Part of what lends Hex its otherworldly energy is Bark Psychosis’ increased reliance on samplers and editing. Though Hex sounds like something that could plausibly be played by a band in a room, Sutton estimated in an interview with the zine Audrie’s Diary that half of the record was “running from computer,” an early flirtation with a process that, nearly three decades later, has become de rigueur for rock bands. But rather than using digital techniques to create a more perfect version of their music, these experiments introduced uncanny jagged edges, like the static and feedback that intermittently scours “A Street Scene” or the unearthly ambience that illuminates the closer “Pendulum Man.”

This urge to reinscribe the limits of what a band could be through experimental new processes, however affecting in the context of Hex, ultimately led to the demise of Bark Psychosis.
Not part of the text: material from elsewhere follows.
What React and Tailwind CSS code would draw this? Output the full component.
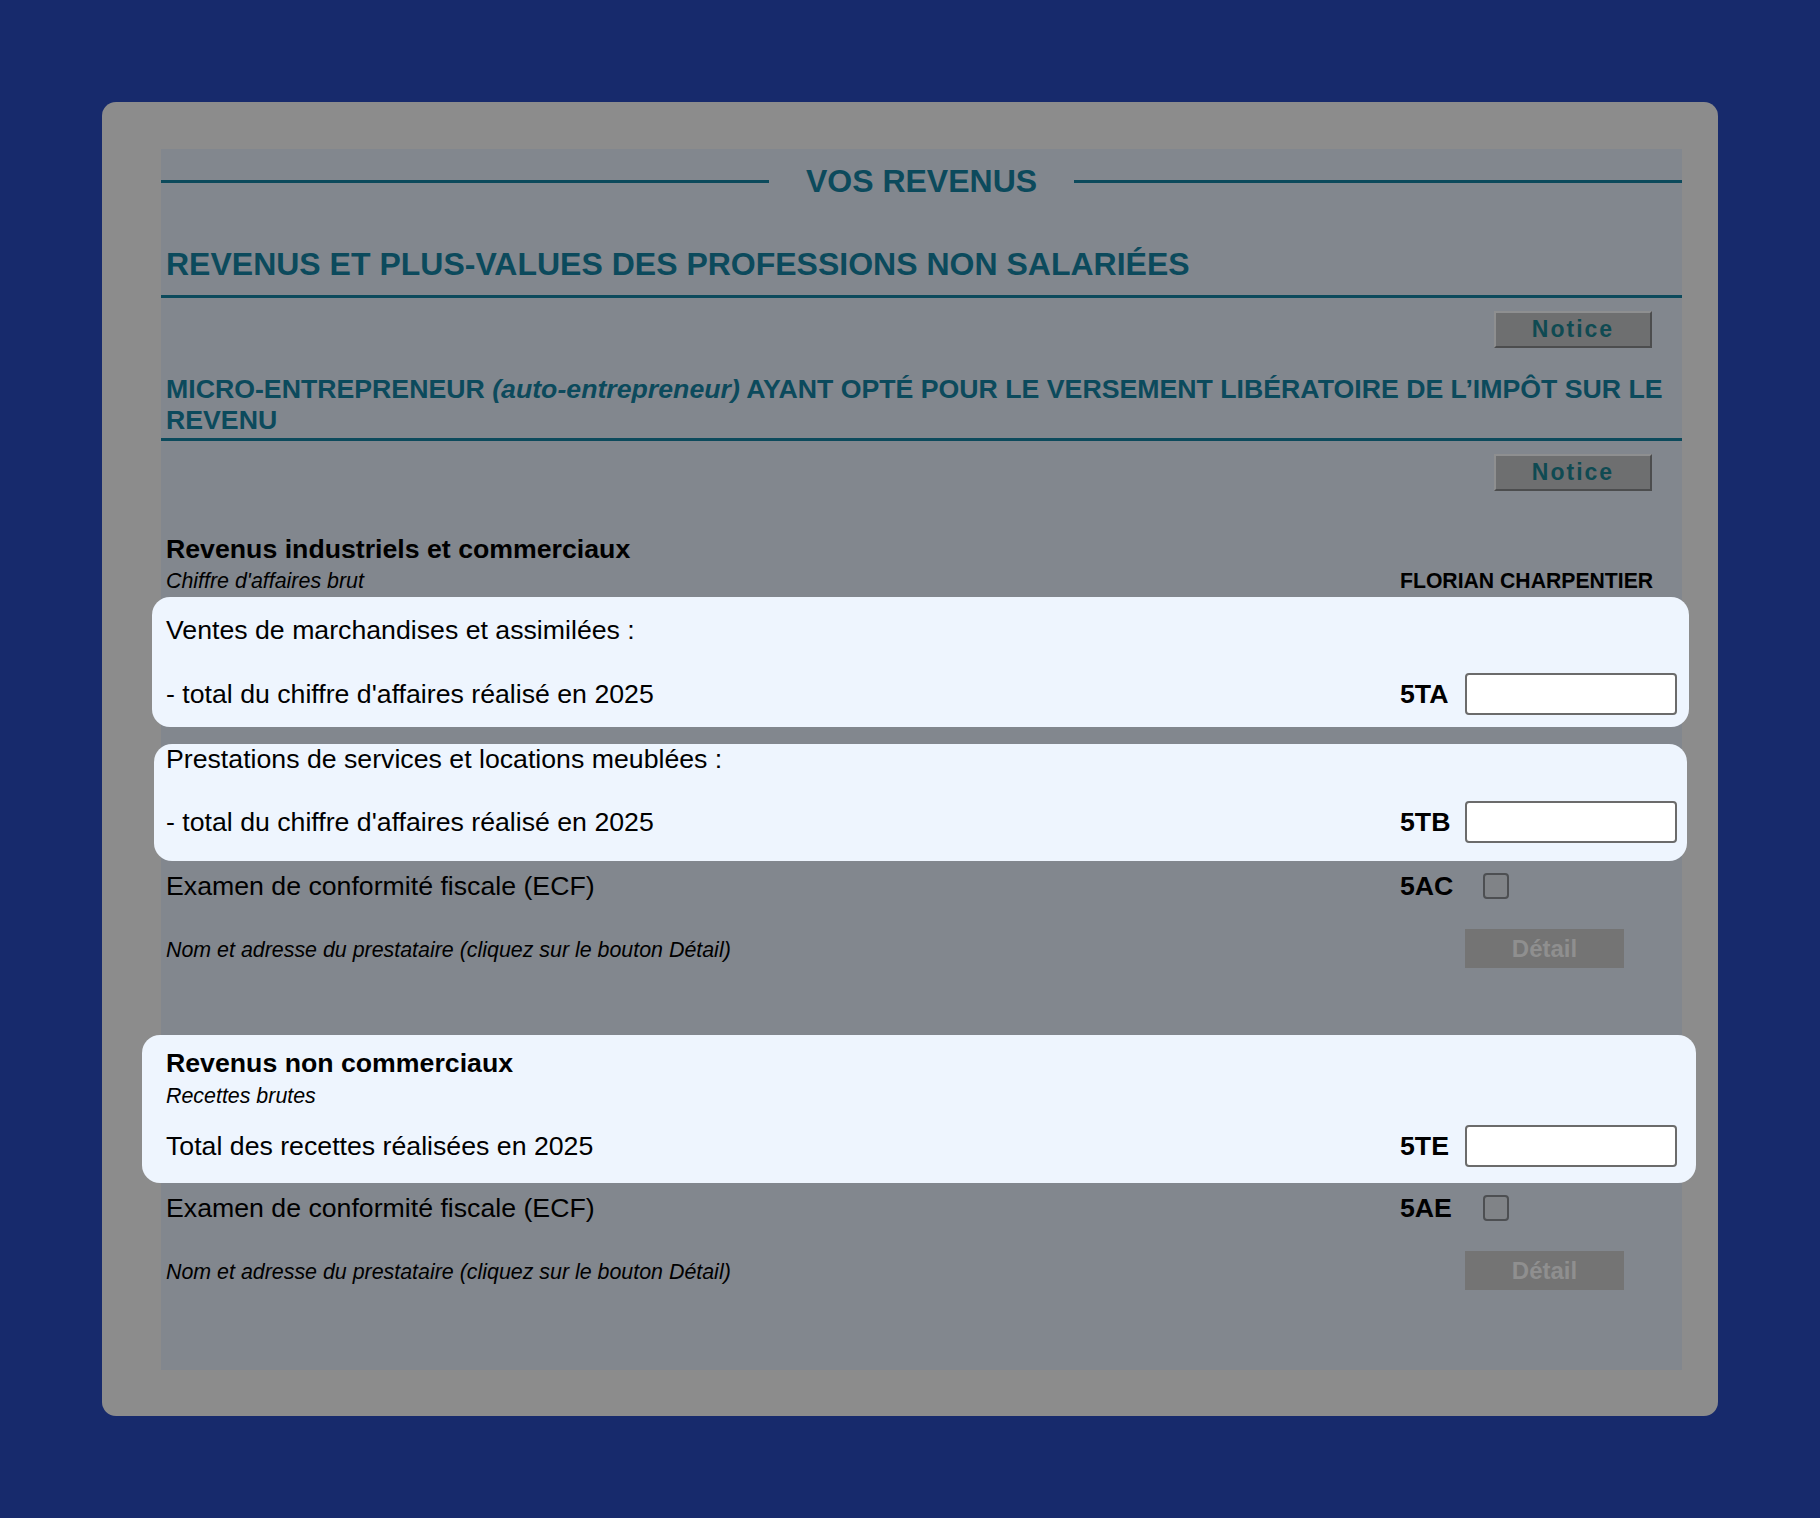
import React from 'react';

const teal = 'text-[#0c4a5c]';

const NoticeButton = () => (
    <button className="w-[158px] h-[37px] bg-[#6e6f70] border-2 border-t-[#8e8f90] border-l-[#8e8f90] border-r-[#4c4d4e] border-b-[#4c4d4e] text-[23px] font-bold tracking-[2px] text-[#0f4a52] leading-none">
        Notice
    </button>
);

const DetailButton = () => (
    <button className="w-[159px] h-[39px] bg-[#747474] text-[24px] font-bold text-[#8f8f8f] leading-none">
        Détail
    </button>
);

const Field = ({ label, code, children, className = '' }) => (
    <div className={`flex items-center ${className}`}>
        <div className="flex-1">{label}</div>
        <div className="w-[65px] font-bold">{code}</div>
        <div className="w-[212px] flex items-center">{children}</div>
    </div>
);

const TextInput = () => (
    <input type="text" className="w-[212px] h-[42px] bg-white border-2 border-[#6b6b6b] rounded-[4px]" />
);

const CheckBox = () => (
    <div className="ml-[18px] w-[26px] h-[26px] border-2 border-[#4d4f52] rounded-[4px] bg-[#808387]" />
);

const App = () => {
    return (
        <div className="min-h-screen h-[1518px] bg-[#172a6c] pt-[102px] pl-[102px]" style={{ fontFamily: '"Liberation Sans", Arial, sans-serif' }}>
            <div className="w-[1616px] h-[1314px] rounded-[14px] bg-[#8c8c8c] pt-[47px] pl-[59px]">
                <div className="w-[1521px] h-[1221px] bg-[#82878e]">
                    {/* title */}
                    <div className="flex items-center h-[64px] gap-[37px]">
                        <div className="flex-1 h-[3px] bg-[#0c4a5c]" />
                        <h1 className={`text-[32px] leading-[37px] font-bold ${teal}`}>VOS REVENUS</h1>
                        <div className="flex-1 h-[3px] bg-[#0c4a5c]" />
                    </div>

                    <div className="border-b-[3px] border-[#0c4a5c] pl-[5px] pt-[33px] pb-[12px]">
                        <h2 className={`text-[32px] leading-[37px] font-bold ${teal}`}>
                            REVENUS ET PLUS-VALUES DES PROFESSIONS NON SALARIÉES
                        </h2>
                    </div>

                    <div className="flex justify-end pr-[30px] mt-[13px]">
                        <NoticeButton />
                    </div>

                    <div className="mt-[26px] border-b-[3px] border-[#0c4a5c] pl-[5px] pb-[2px]">
                        <h3 className={`text-[26.7px] leading-[31px] font-bold ${teal}`}>
                            MICRO-ENTREPRENEUR <i>(auto-entrepreneur)</i> AYANT OPTÉ POUR LE VERSEMENT LIBÉRATOIRE DE L’IMPÔT SUR LE REVENU
                        </h3>
                    </div>

                    <div className="flex justify-end pr-[30px] mt-[13px]">
                        <NoticeButton />
                    </div>

                    <div className="px-[5px] text-[26.7px] leading-[30px] text-black">
                        <div className="mt-[43px] font-bold">Revenus industriels et commerciaux</div>
                        <div className="mt-[4px] flex items-center text-[21.4px] leading-[26px]">
                            <div className="flex-1 italic">Chiffre d'affaires brut</div>
                            <div className="w-[277px] font-bold text-[21.2px]">FLORIAN CHARPENTIER</div>
                        </div>

                        <div className="mt-[3px] -ml-[14px] -mr-[12px] pl-[14px] pr-[12px] pt-[18px] pb-[12px] rounded-[18px] bg-[#eef5fe]">
                            <div>Ventes de marchandises et assimilées :</div>
                            <Field className="mt-[28px]" label="- total du chiffre d'affaires réalisé en 2025" code="5TA">
                                <TextInput />
                            </Field>
                        </div>

                        <div className="mt-[17px] -ml-[12px] -mr-[10px] pl-[12px] pr-[10px] pb-[18px] rounded-[18px] bg-[#eef5fe]">
                            <div>Prestations de services et locations meublées :</div>
                            <Field className="mt-[27px]" label="- total du chiffre d'affaires réalisé en 2025" code="5TB">
                                <TextInput />
                            </Field>
                        </div>

                        <Field className="mt-[10px]" label="Examen de conformité fiscale (ECF)" code="5AC">
                            <CheckBox />
                        </Field>

                        <Field className="mt-[28px] h-[39px]" label={<span className="italic text-[21.4px]">Nom et adresse du prestataire (cliquez sur le bouton Détail)</span>} code="">
                            <DetailButton />
                        </Field>

                        <div className="mt-[67px] -ml-[24px] -mr-[19px] pl-[24px] pr-[19px] pt-[13px] pb-[16px] rounded-[18px] bg-[#eef5fe]">
                            <div className="font-bold">Revenus non commerciaux</div>
                            <div className="mt-[5px] italic text-[21.4px] leading-[26px]">Recettes brutes</div>
                            <Field className="mt-[16px]" label="Total des recettes réalisées en 2025" code="5TE">
                                <TextInput />
                            </Field>
                        </div>

                        <Field className="mt-[10px]" label="Examen de conformité fiscale (ECF)" code="5AE">
                            <CheckBox />
                        </Field>

                        <Field className="mt-[28px] h-[39px]" label={<span className="italic text-[21.4px]">Nom et adresse du prestataire (cliquez sur le bouton Détail)</span>} code="">
                            <DetailButton />
                        </Field>
                    </div>
                </div>
            </div>
        </div>
    );
};

export default App;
In an interview with The Wire the year after the album’s release, Sutton claims bluntly that “the band disintegrated because I was getting into using samplers.” For a while he dispensed with rock music entirely and made drum’n’bass as Boymerang. In 2004, a decade after Hex, he revived the Bark Psychosis name without his old bandmates and released ///CODENAME: dustsucker, which married Bark Psychosis’ sleepwalking pop with the scruffier sounds of shoegaze, acid house, and jazz. “I’m not interested in ‘expressing myself,’” he told Stylus about that record. “I’m trying to build something that…changes my mood and draws me through things, radically or violently or imperceptibly. I want to end up at a completely different point than you were at a few minutes ago, but not quite sure how you got there, or even noticed the change happening.”

Though he wasn’t addressing Hex directly, the quote could also describe his band’s debut, a collection of long, slow-moving, and unsettling pieces that capture Bark Psychosis in a period of flux. The music, with its wayward trajectories and myriad detours, expresses the same profound truth that this band on the verge of collapse was grappling with while making it: Change—imperceptible, radical, or otherwise—can’t be stopped.